(Dataset excerpt)
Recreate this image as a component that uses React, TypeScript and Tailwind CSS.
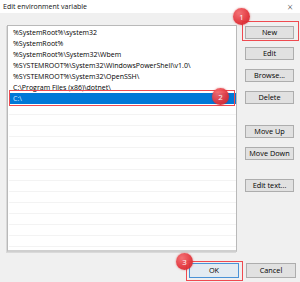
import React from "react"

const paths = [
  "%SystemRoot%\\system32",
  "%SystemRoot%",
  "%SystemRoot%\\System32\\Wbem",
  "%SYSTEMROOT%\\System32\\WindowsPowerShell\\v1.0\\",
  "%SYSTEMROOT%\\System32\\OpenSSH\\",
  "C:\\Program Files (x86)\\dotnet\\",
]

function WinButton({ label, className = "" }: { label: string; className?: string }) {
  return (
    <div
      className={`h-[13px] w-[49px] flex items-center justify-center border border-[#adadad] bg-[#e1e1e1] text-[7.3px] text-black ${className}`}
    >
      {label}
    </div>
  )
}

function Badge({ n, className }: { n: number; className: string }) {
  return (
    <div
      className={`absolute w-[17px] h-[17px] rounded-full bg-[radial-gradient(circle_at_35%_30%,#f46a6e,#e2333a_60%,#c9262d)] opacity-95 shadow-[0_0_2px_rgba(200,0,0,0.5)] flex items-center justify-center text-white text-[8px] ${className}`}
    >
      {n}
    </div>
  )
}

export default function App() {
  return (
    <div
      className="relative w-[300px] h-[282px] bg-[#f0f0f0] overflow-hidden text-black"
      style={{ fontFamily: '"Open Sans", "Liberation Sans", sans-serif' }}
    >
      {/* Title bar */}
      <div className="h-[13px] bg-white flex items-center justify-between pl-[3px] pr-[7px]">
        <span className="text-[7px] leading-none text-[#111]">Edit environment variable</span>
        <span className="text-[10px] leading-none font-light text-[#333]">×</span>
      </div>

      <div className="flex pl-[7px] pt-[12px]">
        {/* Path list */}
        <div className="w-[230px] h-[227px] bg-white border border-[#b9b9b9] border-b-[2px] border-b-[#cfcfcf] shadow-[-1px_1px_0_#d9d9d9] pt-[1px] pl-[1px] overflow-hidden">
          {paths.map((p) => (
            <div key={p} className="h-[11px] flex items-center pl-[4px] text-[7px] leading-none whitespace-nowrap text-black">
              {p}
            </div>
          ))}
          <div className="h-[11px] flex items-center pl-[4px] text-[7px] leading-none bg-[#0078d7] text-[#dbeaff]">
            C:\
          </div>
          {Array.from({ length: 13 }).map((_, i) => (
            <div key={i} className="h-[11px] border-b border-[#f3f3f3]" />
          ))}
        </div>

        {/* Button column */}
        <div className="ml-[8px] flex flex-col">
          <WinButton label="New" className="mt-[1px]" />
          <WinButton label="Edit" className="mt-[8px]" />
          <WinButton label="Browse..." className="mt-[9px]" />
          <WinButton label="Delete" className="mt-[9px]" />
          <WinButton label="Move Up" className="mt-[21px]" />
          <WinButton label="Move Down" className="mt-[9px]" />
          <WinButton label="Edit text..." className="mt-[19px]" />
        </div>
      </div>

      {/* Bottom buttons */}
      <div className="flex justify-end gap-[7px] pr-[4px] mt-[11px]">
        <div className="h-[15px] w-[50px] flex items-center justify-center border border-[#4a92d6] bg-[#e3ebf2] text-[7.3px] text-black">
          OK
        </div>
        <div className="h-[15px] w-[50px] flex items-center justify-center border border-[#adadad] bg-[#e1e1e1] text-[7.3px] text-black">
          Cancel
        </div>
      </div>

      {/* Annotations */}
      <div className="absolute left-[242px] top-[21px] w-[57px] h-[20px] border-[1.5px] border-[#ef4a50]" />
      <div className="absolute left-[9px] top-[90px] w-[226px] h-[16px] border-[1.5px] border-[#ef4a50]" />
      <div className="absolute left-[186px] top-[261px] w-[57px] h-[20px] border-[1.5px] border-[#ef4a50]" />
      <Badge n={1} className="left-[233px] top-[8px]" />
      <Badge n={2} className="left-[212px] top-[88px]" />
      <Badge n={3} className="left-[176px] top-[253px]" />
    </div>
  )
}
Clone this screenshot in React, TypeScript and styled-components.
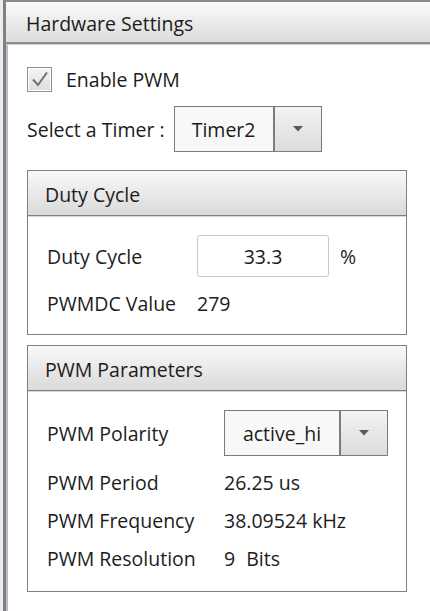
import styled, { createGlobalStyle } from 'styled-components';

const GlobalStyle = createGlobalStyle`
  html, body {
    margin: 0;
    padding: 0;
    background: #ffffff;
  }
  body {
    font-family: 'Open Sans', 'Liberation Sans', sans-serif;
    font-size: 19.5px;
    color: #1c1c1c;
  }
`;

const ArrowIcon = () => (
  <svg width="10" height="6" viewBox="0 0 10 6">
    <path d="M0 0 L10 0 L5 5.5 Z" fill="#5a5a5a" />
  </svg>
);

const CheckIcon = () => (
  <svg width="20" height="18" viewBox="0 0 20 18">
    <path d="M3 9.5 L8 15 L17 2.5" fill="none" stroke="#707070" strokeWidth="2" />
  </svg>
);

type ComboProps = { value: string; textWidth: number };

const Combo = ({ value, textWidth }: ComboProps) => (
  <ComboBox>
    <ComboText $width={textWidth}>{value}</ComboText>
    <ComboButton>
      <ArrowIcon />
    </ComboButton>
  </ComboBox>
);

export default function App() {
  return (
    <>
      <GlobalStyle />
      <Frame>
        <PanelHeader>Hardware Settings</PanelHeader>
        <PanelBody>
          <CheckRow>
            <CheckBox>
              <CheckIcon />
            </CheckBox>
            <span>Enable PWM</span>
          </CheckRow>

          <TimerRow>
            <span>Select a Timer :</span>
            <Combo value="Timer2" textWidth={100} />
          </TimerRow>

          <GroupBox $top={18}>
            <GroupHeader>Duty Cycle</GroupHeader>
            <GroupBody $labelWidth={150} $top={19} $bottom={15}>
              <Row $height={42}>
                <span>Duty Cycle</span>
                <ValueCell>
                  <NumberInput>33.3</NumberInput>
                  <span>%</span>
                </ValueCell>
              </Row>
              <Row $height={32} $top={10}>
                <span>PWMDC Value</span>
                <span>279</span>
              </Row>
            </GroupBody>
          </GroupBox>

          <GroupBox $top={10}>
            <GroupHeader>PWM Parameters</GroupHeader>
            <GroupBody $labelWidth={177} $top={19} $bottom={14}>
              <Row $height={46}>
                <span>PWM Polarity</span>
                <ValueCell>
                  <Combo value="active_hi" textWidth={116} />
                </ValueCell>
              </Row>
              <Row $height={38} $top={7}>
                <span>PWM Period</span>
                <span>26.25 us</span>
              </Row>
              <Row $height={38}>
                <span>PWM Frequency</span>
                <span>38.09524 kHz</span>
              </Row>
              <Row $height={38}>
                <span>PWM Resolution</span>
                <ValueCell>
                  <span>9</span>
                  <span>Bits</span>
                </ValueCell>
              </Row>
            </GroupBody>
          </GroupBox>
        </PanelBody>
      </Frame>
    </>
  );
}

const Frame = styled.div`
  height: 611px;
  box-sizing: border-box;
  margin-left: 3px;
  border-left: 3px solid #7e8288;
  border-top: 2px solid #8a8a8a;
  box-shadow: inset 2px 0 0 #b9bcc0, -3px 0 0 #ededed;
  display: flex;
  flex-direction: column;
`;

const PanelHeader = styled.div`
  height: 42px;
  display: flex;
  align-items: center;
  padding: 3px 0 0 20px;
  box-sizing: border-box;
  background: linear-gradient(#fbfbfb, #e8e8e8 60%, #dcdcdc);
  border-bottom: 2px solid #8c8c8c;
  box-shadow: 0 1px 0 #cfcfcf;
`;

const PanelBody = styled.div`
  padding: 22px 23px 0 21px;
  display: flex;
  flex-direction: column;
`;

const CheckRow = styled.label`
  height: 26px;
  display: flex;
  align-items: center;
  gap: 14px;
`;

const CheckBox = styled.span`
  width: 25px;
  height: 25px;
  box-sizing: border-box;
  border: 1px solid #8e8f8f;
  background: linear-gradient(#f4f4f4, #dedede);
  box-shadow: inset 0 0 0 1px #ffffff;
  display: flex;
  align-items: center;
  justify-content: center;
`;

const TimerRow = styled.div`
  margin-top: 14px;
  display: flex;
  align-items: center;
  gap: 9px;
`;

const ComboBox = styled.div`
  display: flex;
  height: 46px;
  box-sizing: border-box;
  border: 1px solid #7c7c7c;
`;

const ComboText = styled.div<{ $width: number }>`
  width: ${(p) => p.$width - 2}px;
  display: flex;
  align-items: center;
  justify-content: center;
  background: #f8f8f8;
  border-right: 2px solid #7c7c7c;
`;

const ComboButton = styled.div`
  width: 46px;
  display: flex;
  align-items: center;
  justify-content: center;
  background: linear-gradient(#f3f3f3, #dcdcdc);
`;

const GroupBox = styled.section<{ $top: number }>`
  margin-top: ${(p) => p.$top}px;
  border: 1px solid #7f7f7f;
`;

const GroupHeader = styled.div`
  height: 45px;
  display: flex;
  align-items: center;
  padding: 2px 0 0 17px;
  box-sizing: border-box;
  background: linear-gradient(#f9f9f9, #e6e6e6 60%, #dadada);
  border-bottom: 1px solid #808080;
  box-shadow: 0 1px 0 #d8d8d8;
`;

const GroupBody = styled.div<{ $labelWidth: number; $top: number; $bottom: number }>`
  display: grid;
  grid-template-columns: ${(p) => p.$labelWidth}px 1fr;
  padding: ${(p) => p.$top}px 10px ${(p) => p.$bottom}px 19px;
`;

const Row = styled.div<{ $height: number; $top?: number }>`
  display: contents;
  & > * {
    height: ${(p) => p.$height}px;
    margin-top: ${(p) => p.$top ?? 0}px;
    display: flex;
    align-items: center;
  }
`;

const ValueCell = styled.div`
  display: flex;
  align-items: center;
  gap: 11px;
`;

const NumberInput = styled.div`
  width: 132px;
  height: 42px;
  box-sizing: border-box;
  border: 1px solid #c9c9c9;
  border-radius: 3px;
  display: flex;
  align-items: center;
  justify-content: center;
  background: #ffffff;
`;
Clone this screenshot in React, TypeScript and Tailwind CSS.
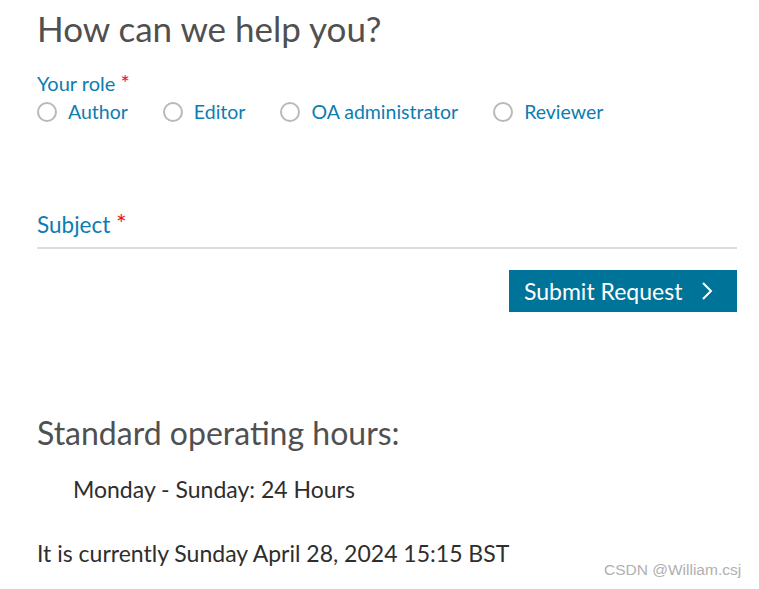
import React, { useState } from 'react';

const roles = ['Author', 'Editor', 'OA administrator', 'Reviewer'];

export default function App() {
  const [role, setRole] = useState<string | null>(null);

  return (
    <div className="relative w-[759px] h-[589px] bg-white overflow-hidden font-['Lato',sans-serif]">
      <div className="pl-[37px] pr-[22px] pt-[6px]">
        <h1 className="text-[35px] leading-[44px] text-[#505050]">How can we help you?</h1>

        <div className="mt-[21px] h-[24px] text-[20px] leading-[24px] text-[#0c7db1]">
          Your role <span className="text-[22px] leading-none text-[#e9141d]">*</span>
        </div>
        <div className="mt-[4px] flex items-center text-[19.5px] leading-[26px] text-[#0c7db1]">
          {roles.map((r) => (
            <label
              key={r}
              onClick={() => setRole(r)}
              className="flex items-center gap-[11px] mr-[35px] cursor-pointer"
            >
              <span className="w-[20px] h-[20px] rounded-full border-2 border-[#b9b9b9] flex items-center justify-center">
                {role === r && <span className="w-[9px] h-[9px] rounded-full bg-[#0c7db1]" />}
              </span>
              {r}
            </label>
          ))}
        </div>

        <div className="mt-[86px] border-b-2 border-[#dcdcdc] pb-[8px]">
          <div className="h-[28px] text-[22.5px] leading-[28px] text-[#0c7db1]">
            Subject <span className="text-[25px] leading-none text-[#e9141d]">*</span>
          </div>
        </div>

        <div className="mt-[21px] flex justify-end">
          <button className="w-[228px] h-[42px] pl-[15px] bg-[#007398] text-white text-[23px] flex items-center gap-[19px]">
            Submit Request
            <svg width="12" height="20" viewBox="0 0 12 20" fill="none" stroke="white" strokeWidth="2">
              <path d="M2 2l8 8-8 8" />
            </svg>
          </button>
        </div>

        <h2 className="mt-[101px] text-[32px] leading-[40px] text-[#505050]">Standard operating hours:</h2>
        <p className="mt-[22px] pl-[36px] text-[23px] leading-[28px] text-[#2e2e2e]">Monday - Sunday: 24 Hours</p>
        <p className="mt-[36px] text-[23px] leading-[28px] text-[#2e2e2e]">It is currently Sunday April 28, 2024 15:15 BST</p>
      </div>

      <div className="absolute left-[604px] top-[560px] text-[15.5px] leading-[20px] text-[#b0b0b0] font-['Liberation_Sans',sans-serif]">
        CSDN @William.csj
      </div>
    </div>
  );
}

• _Required task_
Give the lines above again exactly, from the one containing "TypeScript and styled-components." to the one containing "string; textWidth: number", both included, but leave out the pictures.

• _Problem solution_
Clone this screenshot in React, TypeScript and styled-components.
import styled, { createGlobalStyle } from 'styled-components';

const GlobalStyle = createGlobalStyle`
  html, body {
    margin: 0;
    padding: 0;
    background: #ffffff;
  }
  body {
    font-family: 'Open Sans', 'Liberation Sans', sans-serif;
    font-size: 19.5px;
    color: #1c1c1c;
  }
`;

const ArrowIcon = () => (
  <svg width="10" height="6" viewBox="0 0 10 6">
    <path d="M0 0 L10 0 L5 5.5 Z" fill="#5a5a5a" />
  </svg>
);

const CheckIcon = () => (
  <svg width="20" height="18" viewBox="0 0 20 18">
    <path d="M3 9.5 L8 15 L17 2.5" fill="none" stroke="#707070" strokeWidth="2" />
  </svg>
);

type ComboProps = { value: string; textWidth: number };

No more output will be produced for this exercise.